Le otiti che non passano o si ripresentano di frequente, quattro volte in un anno o anche tre o più volte in appena sei mesi, sono il problema più sentito.. Quando l’otite torna entro breve tempo da un primo episodio, in due casi su tre è per colpa di batteri che stanno nel naso o nella faringe, diversi da quelli che hanno provocato il primo mal d’orecchio: per curare bene l’otite, quindi, bisogna scegliere una terapia che eradichi anche questi germi respiratori. In genere il disturbo migliora in 48-72 ore dall’inizio degli antibiotici, che spesso sono tuttora la prima scelta terapeutica (in un caso su quattro la prescrizione di antibiotici nei bambini dipende proprio da un’otite); tuttavia, soprattutto nei bambini che hanno una familiarità per le otiti o manifestano anche la febbre, e in particolar modo nei piccoli con meno di due anni, può capitare che i sintomi proseguano anche dopo tre giorni. «I fallimenti terapeutici sono strettamente correlati all’uso di molecole incapaci di eradicare il germe responsabile dell’otite: è essenziale una buona diagnosi e una scelta dell’antibiotico adeguato, in caso contrario la probabilità di non riuscire a risolvere il problema può arrivare anche al 60 per cento – dice Marchisio –. Bisogna poi sottolineare che la scomparsa dei sintomi e dei segni di infiammazione, che si ha talvolta anche senza ricorrere agli antibiotici, non è per forza segno di guarigione completa dell’orecchio medio: in una percentuale non irrilevante l’essudato segno di infezione batterica rimane per settimane o mesi dopo l’episodio. I dati indicano che circa sei bambini su dieci lo hanno dopo quattro settimane, il 46 per cento ancora dopo due mesi e in uno su tre persiste a tre mesi.
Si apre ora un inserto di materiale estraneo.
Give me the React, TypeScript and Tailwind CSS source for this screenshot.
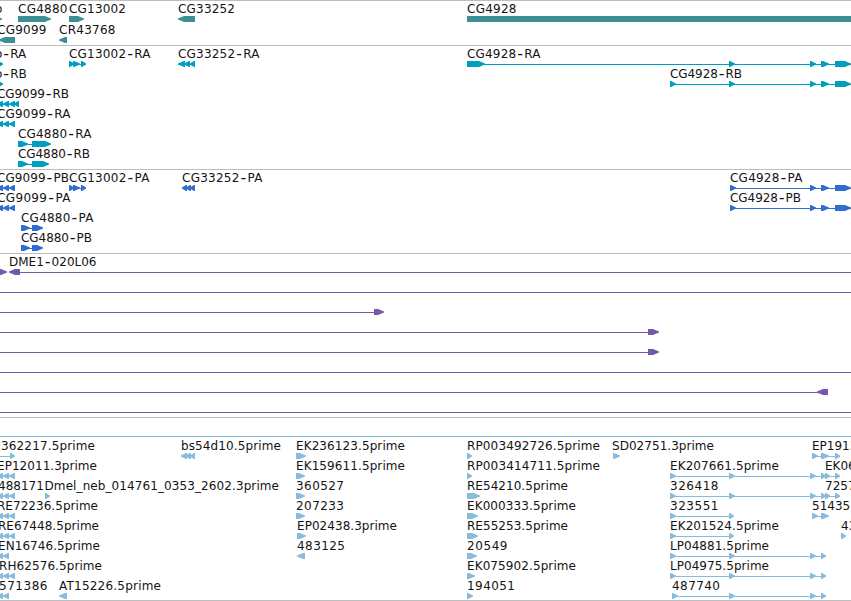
import React from "react";

// [start, end, direction]; direction 0 is a plain block
type Exon = [number, number, (-1 | 0 | 1)?];

interface Feature {
  label?: string;
  x?: number;
  w?: number;
  exons?: Exon[];
  line?: [number, number];
}

type Lane = Feature[];

interface Track {
  name: string;
  color: string;
  height: string;
  laneHeight: string;
  lanes: Lane[];
}

const genes: Lane[] = [
  [
    { label: "o", x: -5, exons: [[-12, 2, 1]] },
    { label: "CG4880", x: 18, w: 49.5, exons: [[18, 51, 1]] },
    { label: "CG13002", x: 69, w: 57, exons: [[69, 84, 1]] },
    { label: "CG33252", x: 178, w: 57, exons: [[178, 195, -1]] },
    { label: "CG4928", x: 467, w: 49.5, exons: [[467, 860, 0]] },
  ],
  [
    { label: "CG9099", x: -3, w: 49.5, exons: [[-1, 15, -1]] },
    { label: "CR43768", x: 59, w: 56.5, exons: [[59, 67, -1]] },
  ],
];

const transcripts: Lane[] = [
  [
    { label: "o-RA", x: -5, exons: [[-2, 3, 1]] },
    { label: "CG13002-RA", x: 69, w: 81.5, exons: [[69, 74, 1], [73, 80, 1], [81, 86, 1]], line: [69, 86] },
    { label: "CG33252-RA", x: 178, w: 81.5, exons: [[178, 185, -1], [184, 190, -1], [190, 195, -1]], line: [178, 195] },
    { label: "CG4928-RA", x: 467, w: 73.5, exons: [[467, 485, 1], [729, 735, 1], [810, 816, 1], [821, 829, 1], [835, 851, 1]], line: [480, 851] },
  ],
  [
    { label: "o-RB", x: -5, exons: [[-2, 3, 1]] },
    { label: "CG4928-RB", x: 670, w: 72, exons: [[670, 676, 1], [729, 735, 1], [810, 816, 1], [821, 829, 1], [835, 851, 1]], line: [670, 851] },
  ],
  [{ label: "CG9099-RB", x: -3, w: 72, exons: [[-3, 3, -1], [3, 9, -1], [9, 15, -1], [14, 19, -1]], line: [0, 19] }],
  [{ label: "CG9099-RA", x: -3, w: 73.5, exons: [[-3, 3, -1], [3, 9, -1], [9, 15, -1]], line: [0, 15] }],
  [{ label: "CG4880-RA", x: 18, w: 73.5, exons: [[18, 28, 1], [32, 51, 1]], line: [18, 50] }],
  [{ label: "CG4880-RB", x: 18, w: 72, exons: [[18, 28, 1], [32, 49, 1]], line: [18, 48] }],
];

const proteins: Lane[] = [
  [
    { label: "CG9099-PB", x: -3, w: 72, exons: [[-3, 3, -1], [3, 9, -1], [9, 15, -1]], line: [0, 15] },
    { label: "CG13002-PA", x: 69, w: 80.5, exons: [[69, 74, 1], [73, 80, 1], [81, 86, 1]], line: [69, 86] },
    { label: "CG33252-PA", x: 182, w: 80.5, exons: [[182, 187, -1], [186, 191, -1], [190, 195, -1]], line: [182, 195] },
    { label: "CG4928-PA", x: 730, w: 72.5, exons: [[730, 736, 1], [810, 816, 1], [821, 829, 1], [835, 851, 1]], line: [730, 851] },
  ],
  [
    { label: "CG9099-PA", x: -3, w: 73.5, exons: [[-3, 3, -1], [3, 9, -1], [9, 15, -1]], line: [0, 15] },
    { label: "CG4928-PB", x: 730, w: 71, exons: [[730, 736, 1], [810, 816, 1], [821, 829, 1], [835, 851, 1]], line: [730, 851] },
  ],
  [{ label: "CG4880-PA", x: 21, w: 72.5, exons: [[21, 30, 1], [32, 43, 1]], line: [21, 42] }],
  [{ label: "CG4880-PB", x: 21, w: 71, exons: [[21, 30, 1], [32, 43, 1]], line: [21, 42] }],
];

const clones: Lane[] = [
  [
    { exons: [[-5, 7, 1]] },
    { label: "DME1-020L06", x: 9, w: 87.5, exons: [[9, 20, -1]], line: [18, 851] },
  ],
  [{ line: [0, 851] }],
  [{ exons: [[374, 384, 1]], line: [0, 376] }],
  [{ exons: [[648, 659, 1]], line: [0, 650] }],
  [{ exons: [[648, 659, 1]], line: [0, 650] }],
  [{ line: [0, 851] }],
  [{ exons: [[817, 828, -1]], line: [0, 820] }],
  [{ line: [0, 851] }],
];

const leftTriple: Exon[] = [[-3, 3, -1], [3, 9, -1], [9, 15, -1]];
const leftPair: Exon[] = [[-3, 3, -1], [3, 9, -1]];

const ests: Lane[] = [
  [{ line: [0, 851] }],
  [
    { label: "362217.5prime", x: 1, w: 94, exons: [[10, 15, 1]], line: [0, 12] },
    { label: "bs54d10.5prime", x: 181, w: 100, exons: [[181, 187, -1], [185, 191, -1], [190, 195, -1]], line: [181, 195] },
    { label: "EK236123.5prime", x: 296, w: 109, exons: [[296, 306, 1]] },
    { label: "RP003492726.5prime", x: 467, w: 133, exons: [[467, 472, 1]] },
    { label: "SD02751.3prime", x: 612, w: 102, exons: [[613, 620, 1]] },
    { label: "EP19139.5prime", x: 812, exons: [[812, 818, 1], [821, 829, 1], [835, 840, 1]], line: [812, 840] },
  ],
  [
    { label: "EP12011.3prime", x: -3, w: 100, exons: leftTriple, line: [0, 15] },
    { label: "EK159611.5prime", x: 296, w: 109, exons: [[296, 305, 1]] },
    { label: "RP003414711.5prime", x: 467, w: 133, exons: [[467, 472, 1]] },
    { label: "EK207661.5prime", x: 670, w: 109, exons: [[670, 676, 1], [729, 735, 1], [810, 816, 1], [821, 826, 1], [825, 830, 1], [835, 840, 1]], line: [670, 840] },
    { label: "EK0612", x: 825 },
  ],
  [
    { label: "488171", x: -2, exons: leftTriple, line: [0, 15] },
    { label: "Dmel_neb_014761_0353_2602.3prime", x: 44.5, w: 234.5, exons: [[45, 50, 1]] },
    { label: "360527", x: 296, w: 48, exons: [[296, 305, 1]] },
    { label: "RE54210.5prime", x: 467, w: 101, exons: [[467, 480, 1]] },
    { label: "326418", x: 670, w: 48.5, exons: [[670, 676, 1], [729, 735, 1], [810, 816, 1], [821, 826, 1], [825, 830, 1], [835, 840, 1]], line: [670, 840] },
    { label: "72571", x: 825 },
  ],
  [
    { label: "RE72236.5prime", x: -3, w: 101, exons: leftTriple, line: [0, 15] },
    { label: "207233", x: 296, w: 48, exons: [[296, 305, 1]] },
    { label: "EK000333.5prime", x: 467, w: 109, exons: [[467, 478, 1]] },
    { label: "323551", x: 670, w: 48.5, exons: [[670, 676, 1], [729, 734, 1]], line: [670, 733] },
    { label: "51435", x: 812, exons: [[812, 818, 1], [821, 829, 1]], line: [812, 826] },
  ],
  [
    { label: "RE67448.5prime", x: -2, w: 101, exons: leftTriple, line: [0, 15] },
    { label: "EP02438.3prime", x: 297, w: 100, exons: [[297, 306, 1]] },
    { label: "RE55253.5prime", x: 467, w: 101, exons: [[467, 478, 1]] },
    { label: "EK201524.5prime", x: 670, w: 109, exons: [[670, 676, 1], [729, 734, 1]], line: [670, 733] },
    { label: "43", x: 841, exons: [[841, 846, 1]] },
  ],
  [
    { label: "EN16746.5prime", x: -2, w: 102, exons: leftPair, line: [0, 9] },
    { label: "483125", x: 297, w: 48, exons: [[297, 305, -1]] },
    { label: "20549", x: 467, w: 40.5, exons: [[467, 477, 1]] },
    { label: "LP04881.5prime", x: 670, w: 99, exons: [[670, 676, 1], [729, 735, 1], [810, 816, 1], [821, 826, 1]], line: [670, 826] },
  ],
  [
    { label: "RH62576.5prime", x: -1, w: 103, exons: leftTriple, line: [0, 15] },
    { label: "EK075902.5prime", x: 467, w: 109, exons: [[467, 475, 1]] },
    { label: "LP04975.5prime", x: 670, w: 99, exons: [[670, 676, 1], [729, 735, 1], [810, 816, 1], [821, 826, 1]], line: [670, 826] },
  ],
  [
    { label: "571386", x: -1, w: 48.5, exons: leftPair, line: [0, 9] },
    { label: "AT15226.5prime", x: 59, w: 102, exons: [[59, 67, -1]] },
    { label: "194051", x: 467, w: 48, exons: [[467, 473, 1]] },
    { label: "487740", x: 672, w: 48, exons: [[672, 678, 1], [729, 735, 1], [810, 816, 1], [821, 826, 1]], line: [672, 826] },
  ],
];

const tracks: Track[] = [
  { name: "genes", color: "text-[#3c8f94]", height: "h-[45px]", laneHeight: "h-[21px]", lanes: genes },
  { name: "transcripts", color: "text-[#009fbf]", height: "h-[124px]", laneHeight: "h-5", lanes: transcripts },
  { name: "proteins", color: "text-[#316ccf]", height: "h-[84px]", laneHeight: "h-5", lanes: proteins },
  { name: "clones", color: "text-[#7559a9]", height: "h-[164px]", laneHeight: "h-5", lanes: clones },
  { name: "ests", color: "text-[#87bcde]", height: "h-[183px]", laneHeight: "h-5", lanes: ests },
];

function exonPoints([a, b, dir = 1]: Exon) {
  if (dir === 0) return `${a},16 ${b},16 ${b},22 ${a},22`;
  const tip = Math.min(6, b - a - 1);
  return dir > 0
    ? `${a},16 ${b - tip},16 ${b},18.5 ${b},19.5 ${b - tip},22 ${a},22`
    : `${b},16 ${a + tip},16 ${a},18.5 ${a},19.5 ${a + tip},22 ${b},22`;
}

function Label({ text, x, w }: { text: string; x: number; w?: number }) {
  const [head, tail] = text.split("-");
  return (
    <text x={x} y={13} textLength={w} className="fill-[#141414] text-[12px]">
      {head}
      {tail !== undefined && (
        <>
          <tspan dx={1} dy={0.9} className="text-[16px]">-</tspan>
          <tspan dx={1} dy={-0.9}>{tail}</tspan>
        </>
      )}
    </text>
  );
}

function LaneView({ lane, size }: { lane: Lane; size: string }) {
  return (
    <svg className={`block w-full shrink-0 overflow-visible ${size}`}>
      {lane.map((f, i) => (
        <g key={i} fill="currentColor">
          {f.line && <rect x={f.line[0]} y={19} width={f.line[1] - f.line[0]} height={1} />}
          {f.exons?.map((e, j) => <polygon key={j} points={exonPoints(e)} />)}
          {f.label && <Label text={f.label} x={f.x ?? 0} w={f.w} />}
        </g>
      ))}
    </svg>
  );
}

export default function App() {
  return (
    <main className="flex h-[601px] w-[851px] flex-col overflow-hidden bg-white font-['DejaVu_Sans',sans-serif]">
      {tracks.map((t) => (
        <section key={t.name} className={`flex shrink-0 flex-col shadow-[inset_0_1px_0_#bebebe] ${t.height} ${t.color}`}>
          {t.lanes.map((lane, i) => (
            <LaneView key={i} lane={lane} size={t.laneHeight} />
          ))}
        </section>
      ))}
      <div className="h-px shrink-0 bg-[#bebebe]" />
    </main>
  );
}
È più probabile che accada nei bambini piccoli, che impiegano più tempo a risolvere completamente un’otite, ma deve essere considerato una normale evoluzione dell’infiammazione dell’orecchio». Non ci si deve preoccupare quindi, almeno finché non tornano i sintomi: in questi casi è opportuna una visita specialistica per individuare la cura più adatta, che elimini dall’orecchio ma anche dalle sue vicinanze tutti i batteri che possono provocare otiti.